Figma Pgm Vs Tpm Role Differences: The Hiring Committee Verdict

TL;DR

Figma hires Program Managers (PGM) to drive cross-functional execution without direct authority, while Technical Program Managers (TPM) own the technical architecture and engineering delivery risks. The core difference is not seniority, but the locus of accountability: PGMs manage process ambiguity, whereas TPMs manage technical debt and system integration. Candidates who confuse these distinct lanes during the debrief receive immediate "no hire" signals regardless of their operational skill.

Who This Is For

This analysis targets experienced operators attempting to lateral into Figma's product organization who must decide between a process-centric or engineering-centric track. You are likely a former consultant, product manager, or engineering lead confused by Figma's specific definition of technical ownership versus program orchestration. Choosing the wrong track based on title prestige rather than functional reality guarantees rejection because Figma's hiring committees strictly gatekeep role alignment.

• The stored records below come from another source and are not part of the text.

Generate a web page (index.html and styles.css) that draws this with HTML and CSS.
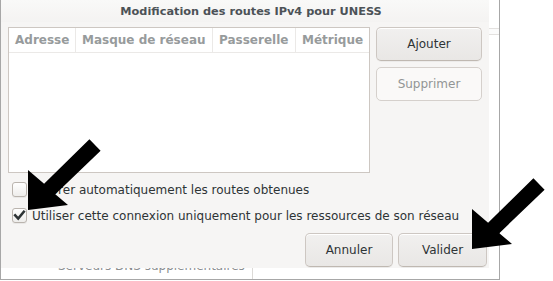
FILE: index.html
```html
<!DOCTYPE html>
<html lang="fr">
<head>
<meta charset="utf-8">
<title>Modification des routes IPv4 pour UNESS</title>
<link rel="stylesheet" href="styles.css">
</head>
<body>
<div class="scene">
  <div class="parent-window">
    <div class="tabbar"></div>
    <div class="spacer"></div>
    <div class="dns-row">
      <div class="dns-label">Serveurs DNS supplémentaires</div>
      <div class="dns-field"></div>
    </div>
  </div>

  <div class="dialog">
    <div class="titlebar"><span class="title">Modification des routes IPv4 pour UNESS</span></div>
    <div class="body">
      <div class="main-row">
        <div class="routes">
          <div class="thead">
            <div class="th c1">Adresse</div>
            <div class="th c2">Masque de réseau</div>
            <div class="th c3">Passerelle</div>
            <div class="th c4">Métrique</div>
          </div>
        </div>
        <div class="side-buttons">
          <button class="btn">Ajouter</button>
          <button class="btn disabled">Supprimer</button>
        </div>
      </div>
      <label class="check-row first">
        <span class="box"></span>
        <span class="check-text">Ignorer automatiquement les routes obtenues</span>
      </label>
      <label class="check-row">
        <span class="box checked"><svg viewBox="0 0 15 15" width="15" height="15"><path d="M3.2 7.4 L6.2 10.6 L11.8 3.8" fill="none" stroke="#2e3436" stroke-width="2.6" stroke-linecap="square" stroke-linejoin="miter"/></svg></span>
        <span class="check-text">Utiliser cette connexion uniquement pour les ressources de son réseau</span>
      </label>
      <div class="actions">
        <button class="btn action annuler">Annuler</button>
        <button class="btn action valider">Valider</button>
      </div>
    </div>
  </div>

  <svg class="arrows" width="553" height="281" viewBox="0 0 553 281">
    <polygon points="28,210 28,170 44.1,183.8 89.4,139.3 100.6,150.7 55.3,194.2 68,205" fill="#000"/>
    <polygon points="28,210 28,170 44.1,183.8 89.4,139.3 100.6,150.7 55.3,194.2 68,205" fill="#000" transform="translate(444 39)"/>
  </svg>
</div>
</body>
</html>
```

FILE: styles.css
```css
* { box-sizing: border-box; }

html, body {
  margin: 0;
  padding: 0;
  background: #ffffff;
}

body {
  font-family: "DejaVu Sans", "Noto Sans", sans-serif;
  font-size: 12px;
  color: #2e3436;
}

.scene {
  position: relative;
  width: 553px;
  height: 281px;
  overflow: hidden;
  background: #ffffff;
}

/* window behind the dialog */
.parent-window {
  position: absolute;
  left: 0;
  top: -40px;
  width: 500px;
  height: 320px;
  background: #ffffff;
  border: 1px solid #a7a7a7;
  border-top: none;
  display: flex;
  flex-direction: column;
}

.tabbar {
  margin-top: 68px;
  height: 7px;
  border-top: 1px solid #e3e1df;
  border-bottom: 1px solid #e3e1df;
  background: #fbfbfb;
}

.spacer { flex: 1; }

.dns-row {
  display: flex;
  height: 20px;
}

.dns-label {
  width: 252px;
  padding-left: 57px;
  border-right: 1px solid #dcdad7;
  color: #8a8d8f;
  font-size: 12px;
  line-height: 14px;
}

.dns-field { flex: 1; }

/* dialog */
.dialog {
  position: absolute;
  left: 1px;
  top: 0;
  width: 488px;
  height: 268px;
  background: #f6f5f4;
  display: flex;
  flex-direction: column;
}

.titlebar {
  height: 22px;
  display: flex;
  align-items: center;
  justify-content: center;
  padding-left: 12px;
  background: linear-gradient(#f9f9f8, #f4f3f2);
}

.title {
  font-weight: bold;
  font-size: 11.3px;
  color: #4c5257;
  line-height: 13px;
}

.body {
  padding: 5px 2px 0 7px;
  display: flex;
  flex-direction: column;
}

.main-row {
  display: flex;
  gap: 6px;
  height: 146px;
}

.routes {
  width: 362px;
  height: 146px;
  background: #ffffff;
  border: 1px solid #cdc7c2;
}

.thead {
  display: flex;
  height: 25px;
  border-bottom: 1px solid #ebe9e7;
}

.th {
  height: 24px;
  padding-left: 6px;
  padding-top: 5px;
  font-weight: bold;
  font-size: 12px;
  line-height: 14px;
  color: #979b9c;
  border-right: 1px solid #ebe9e7;
  white-space: nowrap;
}

.c1 { width: 67px; }
.c2 { width: 137px; }
.c3 { width: 83px; }
.c4 { width: 73px; border-right: none; }

.side-buttons {
  width: 106px;
  display: flex;
  flex-direction: column;
  gap: 6px;
}

.btn {
  height: 34px;
  padding: 0;
  font-family: "DejaVu Sans", "Noto Sans", sans-serif;
  font-size: 12px;
  color: #2e3436;
  background: linear-gradient(#f1f0ef, #e9e7e5);
  border: 1px solid #cdc7c2;
  border-bottom-color: #bfb8b1;
  border-radius: 5px;
  box-shadow: inset 0 1px #ffffff, 0 1px rgba(0,0,0,0.04);
}

.btn.disabled {
  background: #faf9f8;
  border-color: #d5d0cc;
  color: #929595;
  box-shadow: none;
}

.check-row {
  display: flex;
  align-items: center;
  gap: 5px;
  height: 17px;
  margin-top: 9px;
  padding-left: 4px;
}

.check-row.first { margin-top: 8px; }

.box {
  width: 15px;
  height: 15px;
  flex: none;
  border: 1px solid #bab4ae;
  border-radius: 3px;
  background: linear-gradient(#ffffff, #eeedeb);
  box-shadow: 0 1px rgba(0,0,0,0.05);
  display: flex;
  align-items: center;
  justify-content: center;
}

.box svg {
  display: block;
  margin: -1px;
}

.check-text {
  font-size: 12px;
  line-height: 14px;
  color: #2e3436;
  white-space: nowrap;
}

.actions {
  display: flex;
  justify-content: flex-end;
  gap: 5px;
  margin-top: 9px;
}

.action.annuler { width: 88px; }
.action.valider { width: 89px; }

.arrows {
  position: absolute;
  left: 0;
  top: 0;
  pointer-events: none;
}
```
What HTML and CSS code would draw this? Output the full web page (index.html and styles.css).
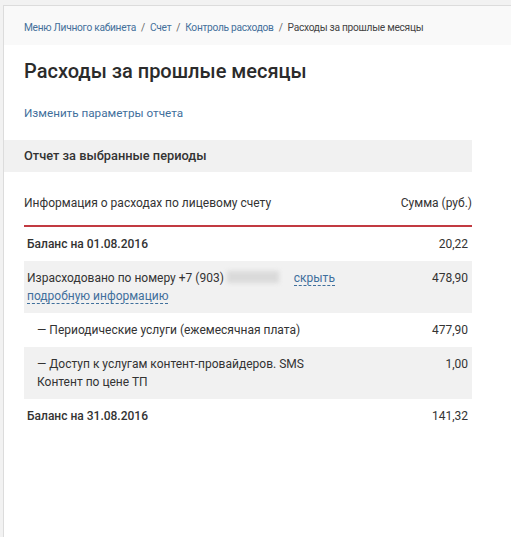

Is the Figma PGM role more focused on product strategy or execution?

The Figma PGM role is exclusively an execution engine that translates high-level product strategy into delivered outcomes without owning the strategy itself. In a Q3 debrief I chaired, a candidate spent forty minutes discussing feature vision and market fit, only to be rejected because the PGM mandate is purely about removing blockers for the Product and Design teams. The problem is not a lack of strategic thinking; it is the signal that the candidate cannot separate vision from velocity.

PGMs at Figma do not define the "what"; they engineer the "how" and "when" across Design, Product, and Engineering triads. A successful PGM candidate demonstrates how they forced alignment when stakeholders disagreed, not how they invented the product roadmap. The distinction is not strategy versus tactics, but ownership of the vision versus ownership of the path.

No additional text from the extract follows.